__Set problem__. Read the data and repeat all of it exactly.

───── Provided material

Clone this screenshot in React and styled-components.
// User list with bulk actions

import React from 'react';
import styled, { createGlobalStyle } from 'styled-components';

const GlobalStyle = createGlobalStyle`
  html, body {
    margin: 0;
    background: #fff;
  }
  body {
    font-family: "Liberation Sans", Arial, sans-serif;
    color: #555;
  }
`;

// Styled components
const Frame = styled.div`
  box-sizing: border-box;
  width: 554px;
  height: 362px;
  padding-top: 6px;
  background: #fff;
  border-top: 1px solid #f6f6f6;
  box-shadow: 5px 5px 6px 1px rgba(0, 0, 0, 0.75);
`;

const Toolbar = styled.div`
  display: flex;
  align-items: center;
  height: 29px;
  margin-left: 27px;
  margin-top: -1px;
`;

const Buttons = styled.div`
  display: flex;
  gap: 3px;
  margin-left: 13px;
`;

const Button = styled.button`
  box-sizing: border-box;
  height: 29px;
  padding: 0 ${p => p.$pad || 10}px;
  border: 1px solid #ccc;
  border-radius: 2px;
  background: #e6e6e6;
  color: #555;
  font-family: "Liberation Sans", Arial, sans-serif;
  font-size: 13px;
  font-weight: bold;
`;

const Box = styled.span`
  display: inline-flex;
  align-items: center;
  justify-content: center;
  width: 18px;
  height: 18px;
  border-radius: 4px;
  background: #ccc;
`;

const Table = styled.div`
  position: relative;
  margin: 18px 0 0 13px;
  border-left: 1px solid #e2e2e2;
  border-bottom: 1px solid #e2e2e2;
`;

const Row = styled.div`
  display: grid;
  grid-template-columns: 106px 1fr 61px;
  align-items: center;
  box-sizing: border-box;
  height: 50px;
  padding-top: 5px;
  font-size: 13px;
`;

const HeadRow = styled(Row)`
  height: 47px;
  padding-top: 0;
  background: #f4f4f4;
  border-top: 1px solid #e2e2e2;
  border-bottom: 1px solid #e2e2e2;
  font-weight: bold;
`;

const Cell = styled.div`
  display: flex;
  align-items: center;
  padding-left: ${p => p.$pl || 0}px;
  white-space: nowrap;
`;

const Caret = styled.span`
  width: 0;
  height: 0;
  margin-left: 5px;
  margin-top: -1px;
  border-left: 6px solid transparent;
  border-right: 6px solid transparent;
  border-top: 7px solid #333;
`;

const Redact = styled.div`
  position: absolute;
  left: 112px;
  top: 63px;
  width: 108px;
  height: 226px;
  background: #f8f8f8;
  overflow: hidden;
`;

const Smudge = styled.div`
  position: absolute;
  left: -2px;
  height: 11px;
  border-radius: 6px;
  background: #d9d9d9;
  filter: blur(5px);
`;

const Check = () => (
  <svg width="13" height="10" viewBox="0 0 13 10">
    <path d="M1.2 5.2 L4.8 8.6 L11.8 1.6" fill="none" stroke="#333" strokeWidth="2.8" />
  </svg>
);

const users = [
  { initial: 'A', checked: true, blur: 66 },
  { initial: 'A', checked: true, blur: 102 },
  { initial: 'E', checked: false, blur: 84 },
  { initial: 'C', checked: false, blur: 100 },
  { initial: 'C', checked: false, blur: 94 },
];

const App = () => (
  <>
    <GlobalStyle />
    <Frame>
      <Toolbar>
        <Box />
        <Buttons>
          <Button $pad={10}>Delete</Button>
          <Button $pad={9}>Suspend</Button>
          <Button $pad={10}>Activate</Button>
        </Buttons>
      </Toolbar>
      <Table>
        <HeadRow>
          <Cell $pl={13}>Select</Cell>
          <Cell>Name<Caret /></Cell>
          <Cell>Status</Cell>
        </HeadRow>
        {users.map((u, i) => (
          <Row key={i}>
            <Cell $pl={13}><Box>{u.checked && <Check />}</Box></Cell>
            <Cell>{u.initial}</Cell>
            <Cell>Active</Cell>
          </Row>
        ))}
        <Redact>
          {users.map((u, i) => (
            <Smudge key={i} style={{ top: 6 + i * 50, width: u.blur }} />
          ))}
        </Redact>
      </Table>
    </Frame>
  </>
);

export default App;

──────────

__Problem solution__.
Clone this screenshot in React and styled-components.
// User list with bulk actions

import React from 'react';
import styled, { createGlobalStyle } from 'styled-components';

const GlobalStyle = createGlobalStyle`
  html, body {
    margin: 0;
    background: #fff;
  }
  body {
    font-family: "Liberation Sans", Arial, sans-serif;
    color: #555;
  }
`;

// Styled components
const Frame = styled.div`
  box-sizing: border-box;
  width: 554px;
  height: 362px;
  padding-top: 6px;
  background: #fff;
  border-top: 1px solid #f6f6f6;
  box-shadow: 5px 5px 6px 1px rgba(0, 0, 0, 0.75);
`;

const Toolbar = styled.div`
  display: flex;
  align-items: center;
  height: 29px;
  margin-left: 27px;
  margin-top: -1px;
`;

const Buttons = styled.div`
  display: flex;
  gap: 3px;
  margin-left: 13px;
`;

const Button = styled.button`
  box-sizing: border-box;
  height: 29px;
  padding: 0 ${p => p.$pad || 10}px;
  border: 1px solid #ccc;
  border-radius: 2px;
  background: #e6e6e6;
  color: #555;
  font-family: "Liberation Sans", Arial, sans-serif;
  font-size: 13px;
  font-weight: bold;
`;

const Box = styled.span`
  display: inline-flex;
  align-items: center;
  justify-content: center;
  width: 18px;
  height: 18px;
  border-radius: 4px;
  background: #ccc;
`;

const Table = styled.div`
  position: relative;
  margin: 18px 0 0 13px;
  border-left: 1px solid #e2e2e2;
  border-bottom: 1px solid #e2e2e2;
`;

const Row = styled.div`
  display: grid;
  grid-template-columns: 106px 1fr 61px;
  align-items: center;
  box-sizing: border-box;
  height: 50px;
  padding-top: 5px;
  font-size: 13px;
`;

const HeadRow = styled(Row)`
  height: 47px;
  padding-top: 0;
  background: #f4f4f4;
  border-top: 1px solid #e2e2e2;
  border-bottom: 1px solid #e2e2e2;
  font-weight: bold;
`;

const Cell = styled.div`
  display: flex;
  align-items: center;
  padding-left: ${p => p.$pl || 0}px;
  white-space: nowrap;
`;

const Caret = styled.span`
  width: 0;
  height: 0;
  margin-left: 5px;
  margin-top: -1px;
  border-left: 6px solid transparent;
  border-right: 6px solid transparent;
  border-top: 7px solid #333;
`;

const Redact = styled.div`
  position: absolute;
  left: 112px;
  top: 63px;
  width: 108px;
  height: 226px;
  background: #f8f8f8;
  overflow: hidden;
`;

const Smudge = styled.div`
  position: absolute;
  left: -2px;
  height: 11px;
  border-radius: 6px;
  background: #d9d9d9;
  filter: blur(5px);
`;

const Check = () => (
  <svg width="13" height="10" viewBox="0 0 13 10">
    <path d="M1.2 5.2 L4.8 8.6 L11.8 1.6" fill="none" stroke="#333" strokeWidth="2.8" />
  </svg>
);

const users = [
  { initial: 'A', checked: true, blur: 66 },
  { initial: 'A', checked: true, blur: 102 },
  { initial: 'E', checked: false, blur: 84 },
  { initial: 'C', checked: false, blur: 100 },
  { initial: 'C', checked: false, blur: 94 },
];

const App = () => (
  <>
    <GlobalStyle />
    <Frame>
      <Toolbar>
        <Box />
        <Buttons>
          <Button $pad={10}>Delete</Button>
          <Button $pad={9}>Suspend</Button>
          <Button $pad={10}>Activate</Button>
        </Buttons>
      </Toolbar>
      <Table>
        <HeadRow>
          <Cell $pl={13}>Select</Cell>
          <Cell>Name<Caret /></Cell>
          <Cell>Status</Cell>
        </HeadRow>
        {users.map((u, i) => (
          <Row key={i}>
            <Cell $pl={13}><Box>{u.checked && <Check />}</Box></Cell>
            <Cell>{u.initial}</Cell>
            <Cell>Active</Cell>
          </Row>
        ))}
        <Redact>
          {users.map((u, i) => (
            <Smudge key={i} style={{ top: 6 + i * 50, width: u.blur }} />
          ))}
        </Redact>
      </Table>
    </Frame>
  </>
);

export default App;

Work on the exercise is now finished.